Le Sénat, dominé par l'opposition de droite, a adopté ce 25 mai, en première lecture, une proposition de loi visant à modifier le dispositif actuel d'irresponsabilité pénale, au cœur de vives discussions à la suite des décisions de justice rendues dans l'affaire Sarah Halimi. Notamment la confirmation, par la Cour de cassation, de l'irresponsabilité pénale de Kobili Traoré, qui a défenestré sa voisine juive de 65 ans.
Le texte rassemble en 10 articles deux propositions de loi, l'une de Nathalie Goulet (centriste), la seconde de Jean Sol (LR). Il vise à faire évoluer le Code de procédure pénale pour répondre aux cas où « l'abolition temporaire du discernement de la personne mise en examen résulte au moins partiellement de son fait ». Dans les cas où il y aurait prise d'alcool ou de stupéfiants, le juge d'instruction renverrait alors l'auteur devant le tribunal correctionnel (s'il s'agit d'un délit) ou la cour d'assises (pour un crime) qui statuerait sur sa responsabilité pénale. Depuis 2008, ce débat sur l'irresponsabilité pénale se tient au sein de la chambre d'instruction, dans le cadre d'une audience publique et contradictoire.

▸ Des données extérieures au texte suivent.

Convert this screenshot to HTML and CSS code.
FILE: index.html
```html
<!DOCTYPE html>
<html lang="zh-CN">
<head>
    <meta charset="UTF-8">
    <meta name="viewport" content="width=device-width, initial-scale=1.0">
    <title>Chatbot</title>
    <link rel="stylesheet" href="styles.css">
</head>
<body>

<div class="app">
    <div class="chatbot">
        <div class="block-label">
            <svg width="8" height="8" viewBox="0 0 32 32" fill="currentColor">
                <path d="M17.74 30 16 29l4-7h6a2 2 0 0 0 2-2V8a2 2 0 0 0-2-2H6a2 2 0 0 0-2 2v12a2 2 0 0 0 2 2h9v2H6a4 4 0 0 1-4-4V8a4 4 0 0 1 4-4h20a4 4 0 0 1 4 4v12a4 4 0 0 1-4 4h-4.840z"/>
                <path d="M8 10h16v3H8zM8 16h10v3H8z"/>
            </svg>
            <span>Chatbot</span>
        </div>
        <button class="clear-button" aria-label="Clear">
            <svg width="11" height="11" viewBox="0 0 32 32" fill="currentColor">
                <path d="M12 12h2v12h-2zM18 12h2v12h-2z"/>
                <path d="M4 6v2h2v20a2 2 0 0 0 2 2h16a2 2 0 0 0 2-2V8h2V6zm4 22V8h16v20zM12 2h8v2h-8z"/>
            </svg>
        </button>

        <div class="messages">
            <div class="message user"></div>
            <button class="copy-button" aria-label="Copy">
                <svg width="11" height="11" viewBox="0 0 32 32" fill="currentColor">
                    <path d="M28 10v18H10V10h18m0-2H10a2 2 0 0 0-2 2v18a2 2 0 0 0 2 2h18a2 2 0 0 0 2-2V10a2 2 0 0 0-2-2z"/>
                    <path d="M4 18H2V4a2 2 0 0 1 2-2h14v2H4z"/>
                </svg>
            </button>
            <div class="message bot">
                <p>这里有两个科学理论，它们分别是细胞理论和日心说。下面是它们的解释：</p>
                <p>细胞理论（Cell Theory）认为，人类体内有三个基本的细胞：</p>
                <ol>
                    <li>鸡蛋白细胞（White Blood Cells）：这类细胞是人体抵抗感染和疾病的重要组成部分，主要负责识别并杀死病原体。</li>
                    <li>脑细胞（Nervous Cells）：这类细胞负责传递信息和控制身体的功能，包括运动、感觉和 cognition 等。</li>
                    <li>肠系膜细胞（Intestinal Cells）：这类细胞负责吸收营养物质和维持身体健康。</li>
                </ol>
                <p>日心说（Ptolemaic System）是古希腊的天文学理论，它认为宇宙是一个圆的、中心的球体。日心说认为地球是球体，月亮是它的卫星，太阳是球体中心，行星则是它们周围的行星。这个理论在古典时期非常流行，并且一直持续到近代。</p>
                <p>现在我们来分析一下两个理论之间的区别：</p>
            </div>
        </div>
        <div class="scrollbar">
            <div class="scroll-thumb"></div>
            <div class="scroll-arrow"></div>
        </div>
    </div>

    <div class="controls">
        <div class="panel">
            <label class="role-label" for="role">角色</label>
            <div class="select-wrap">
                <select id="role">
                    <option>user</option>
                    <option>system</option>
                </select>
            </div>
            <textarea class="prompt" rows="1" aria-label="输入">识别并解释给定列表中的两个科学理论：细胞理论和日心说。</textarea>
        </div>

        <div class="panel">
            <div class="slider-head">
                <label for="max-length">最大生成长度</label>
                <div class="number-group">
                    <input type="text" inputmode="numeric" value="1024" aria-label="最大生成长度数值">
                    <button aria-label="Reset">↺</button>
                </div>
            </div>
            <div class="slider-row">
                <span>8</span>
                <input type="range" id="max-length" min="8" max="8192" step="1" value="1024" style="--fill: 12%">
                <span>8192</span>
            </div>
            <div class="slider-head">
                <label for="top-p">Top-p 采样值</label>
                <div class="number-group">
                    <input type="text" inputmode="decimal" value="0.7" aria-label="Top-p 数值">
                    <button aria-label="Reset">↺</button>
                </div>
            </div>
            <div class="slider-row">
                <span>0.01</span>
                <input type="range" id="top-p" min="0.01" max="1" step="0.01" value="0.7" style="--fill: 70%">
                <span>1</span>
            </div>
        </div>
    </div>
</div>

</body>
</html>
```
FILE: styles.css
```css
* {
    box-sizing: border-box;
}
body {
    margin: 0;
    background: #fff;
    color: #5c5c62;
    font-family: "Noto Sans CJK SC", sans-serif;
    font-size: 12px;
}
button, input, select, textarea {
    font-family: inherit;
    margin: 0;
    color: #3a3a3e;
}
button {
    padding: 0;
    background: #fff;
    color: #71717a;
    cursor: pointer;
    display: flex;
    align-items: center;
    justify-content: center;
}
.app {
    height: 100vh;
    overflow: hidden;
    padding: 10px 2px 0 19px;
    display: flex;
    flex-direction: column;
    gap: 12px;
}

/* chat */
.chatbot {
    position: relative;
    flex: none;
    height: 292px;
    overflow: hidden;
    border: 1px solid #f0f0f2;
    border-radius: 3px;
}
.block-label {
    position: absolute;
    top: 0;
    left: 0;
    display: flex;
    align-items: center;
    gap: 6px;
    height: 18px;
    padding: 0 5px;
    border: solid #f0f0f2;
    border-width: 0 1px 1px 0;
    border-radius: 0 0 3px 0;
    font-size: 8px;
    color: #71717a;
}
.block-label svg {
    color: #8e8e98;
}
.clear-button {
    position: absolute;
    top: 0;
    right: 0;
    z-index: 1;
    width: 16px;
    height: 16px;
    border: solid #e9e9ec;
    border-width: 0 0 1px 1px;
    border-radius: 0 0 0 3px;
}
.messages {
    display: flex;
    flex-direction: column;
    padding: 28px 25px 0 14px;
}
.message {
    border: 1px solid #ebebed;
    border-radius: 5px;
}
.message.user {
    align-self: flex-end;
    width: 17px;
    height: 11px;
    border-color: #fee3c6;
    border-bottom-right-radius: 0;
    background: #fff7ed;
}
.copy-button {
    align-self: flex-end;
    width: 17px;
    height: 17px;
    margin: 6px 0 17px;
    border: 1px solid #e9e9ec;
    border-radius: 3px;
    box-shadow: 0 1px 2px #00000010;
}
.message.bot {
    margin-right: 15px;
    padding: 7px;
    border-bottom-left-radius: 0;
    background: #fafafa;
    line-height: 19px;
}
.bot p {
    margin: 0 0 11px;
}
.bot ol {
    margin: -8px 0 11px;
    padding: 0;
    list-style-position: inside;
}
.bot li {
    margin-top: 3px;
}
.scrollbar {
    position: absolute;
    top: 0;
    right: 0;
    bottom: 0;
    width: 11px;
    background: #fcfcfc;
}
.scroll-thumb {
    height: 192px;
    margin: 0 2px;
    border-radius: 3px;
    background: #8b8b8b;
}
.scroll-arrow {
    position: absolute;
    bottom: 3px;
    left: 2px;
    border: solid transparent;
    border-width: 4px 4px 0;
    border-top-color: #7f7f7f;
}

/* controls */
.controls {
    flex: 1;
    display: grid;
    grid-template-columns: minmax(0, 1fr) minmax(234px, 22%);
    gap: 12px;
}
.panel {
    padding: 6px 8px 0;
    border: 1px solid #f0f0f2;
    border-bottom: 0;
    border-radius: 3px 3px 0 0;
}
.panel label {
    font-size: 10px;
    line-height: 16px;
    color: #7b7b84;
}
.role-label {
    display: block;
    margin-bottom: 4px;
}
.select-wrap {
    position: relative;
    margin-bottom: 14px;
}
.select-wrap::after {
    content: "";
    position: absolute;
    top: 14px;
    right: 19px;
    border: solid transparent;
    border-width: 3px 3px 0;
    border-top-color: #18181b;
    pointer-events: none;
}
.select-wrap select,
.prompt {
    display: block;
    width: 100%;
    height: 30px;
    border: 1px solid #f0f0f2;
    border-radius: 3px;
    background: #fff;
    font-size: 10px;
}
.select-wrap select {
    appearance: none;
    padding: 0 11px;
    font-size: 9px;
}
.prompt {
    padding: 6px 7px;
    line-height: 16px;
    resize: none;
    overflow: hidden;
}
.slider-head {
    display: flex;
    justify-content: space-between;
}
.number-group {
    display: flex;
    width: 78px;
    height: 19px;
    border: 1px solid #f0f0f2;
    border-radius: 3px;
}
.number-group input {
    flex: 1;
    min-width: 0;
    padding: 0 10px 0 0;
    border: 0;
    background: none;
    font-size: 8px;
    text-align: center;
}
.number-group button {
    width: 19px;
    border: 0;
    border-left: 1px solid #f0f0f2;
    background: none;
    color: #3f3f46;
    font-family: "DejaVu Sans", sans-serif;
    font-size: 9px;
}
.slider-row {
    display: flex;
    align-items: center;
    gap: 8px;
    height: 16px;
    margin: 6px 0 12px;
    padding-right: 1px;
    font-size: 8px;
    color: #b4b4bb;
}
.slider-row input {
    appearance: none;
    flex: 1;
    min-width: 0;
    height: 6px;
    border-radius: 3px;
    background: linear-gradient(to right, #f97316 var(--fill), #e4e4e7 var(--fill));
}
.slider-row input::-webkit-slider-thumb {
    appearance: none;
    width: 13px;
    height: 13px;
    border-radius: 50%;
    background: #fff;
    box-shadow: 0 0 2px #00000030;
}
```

Pas de modification de l'article 122-1
Contrairement à la volonté initiale de Nathalie Goulet, qui a reconnu avoir changé d'avis, le dispositif voté par le Sénat ne touche donc pas à l'article 122-1 du Code pénal relatif à la responsabilité pénale. Cet article stipule que la personne qui était atteinte, au moment des faits, d’un trouble psychique ou neuropsychique ayant aboli son discernement ou le contrôle de ses actes, n’est pas pénalement responsable. C'est « une ligne rouge », cet article « ne doit pas être modifié », a déclaré le garde des Sceaux Éric Dupont-Moretti, semblant ainsi suivre les propositions du rapport rendu par Dominique Raimbourg et Philippe Houillon.
La proposition de loi prévoit en outre d'introduire dans le Code pénal « une aggravation systématique des peines pour les auteurs de crimes et délits en cas d'ivresse ou de consommation de produits stupéfiants ».
Le Sénat a aussi adopté un amendement porté par Valérie Boyer (LR) et Annick Billon (centriste) « visant à prendre en compte l’impact des violences conjugales » lorsque la responsabilité pénale d'une victime de ces violences est engagée. Et donc de pouvoir retenir l’irresponsabilité pénale dans certains cas où une victime ayant subi des violences conjugales pendant des années se retrouverait en raison d’un stress post-traumatique en situation de tuer son tortionnaire pour ne pas mourir.
De nouvelles règles pour l'expertise
Reprenant les propositions de Jean Sol, co-auteur d'un rapport d'information sur le sujet remis en mars dernier, le texte comporte également des dispositions relatives à l'expertise psychiatrique et psychologique en matière pénale. La proposition de loi précise par exemple que « lorsque l’expert est commis pour se prononcer sur la détermination du discernement, la première expertise ne peut avoir lieu dans un délai excédant deux mois après le placement en détention de la personne concernée ».
Un autre article prévoit que « les médecins psychiatres chargés de l’examen d’une personne doivent obtenir directement sur leur simple demande les documents médicaux nécessaires à l’accomplissement de leur mission sans que le secret professionnel ne puisse leur être opposé ».
Enfin, plusieurs mesures concernent l'expertise post-sentencielle, notamment son élargissement aux psychologues formés en psychopathologie. Tout expert psychiatre ou psychologue inscrit sur les listes agréées devrait par ailleurs publier ses liens d'intérêts, consultables par les conseils des parties au moment de la désignation de l'expert.
Le projet du gouvernement imminent
Transmise à l'Assemblée, la proposition de loi du Sénat n'a guère de chance d'être votée en l'état, puisque le gouvernement travaille de son côté à un projet de loi. Visant à « limiter l'irresponsabilité lorsque l'abolition du discernement résulte d'une intoxication volontaire », ce texte vient d'être soumis à l'avis du Conseil d'État, a précisé le garde des Sceaux.
Dans un communiqué publié ce 26 mai, le Syndicat national des experts psychiatres et psychologues (SNEPP) a rappelé sa ferme opposition à la modification de l’article 122-1 (comme plusieurs autres syndicats de psychiatres). « La tentative de distinguer des causes "endogènes" constituées par une maladie psychiatrique préexistante et des causes volontaires "exogènes" entraînant une abolition qui ne serait pas à prendre en compte nous apparaît vaine et relever d’une double erreur à la fois sur le plan psychiatrique et sur celui du droit », écrit le Dr Jean-Claude Pénochet, président du SNEPP.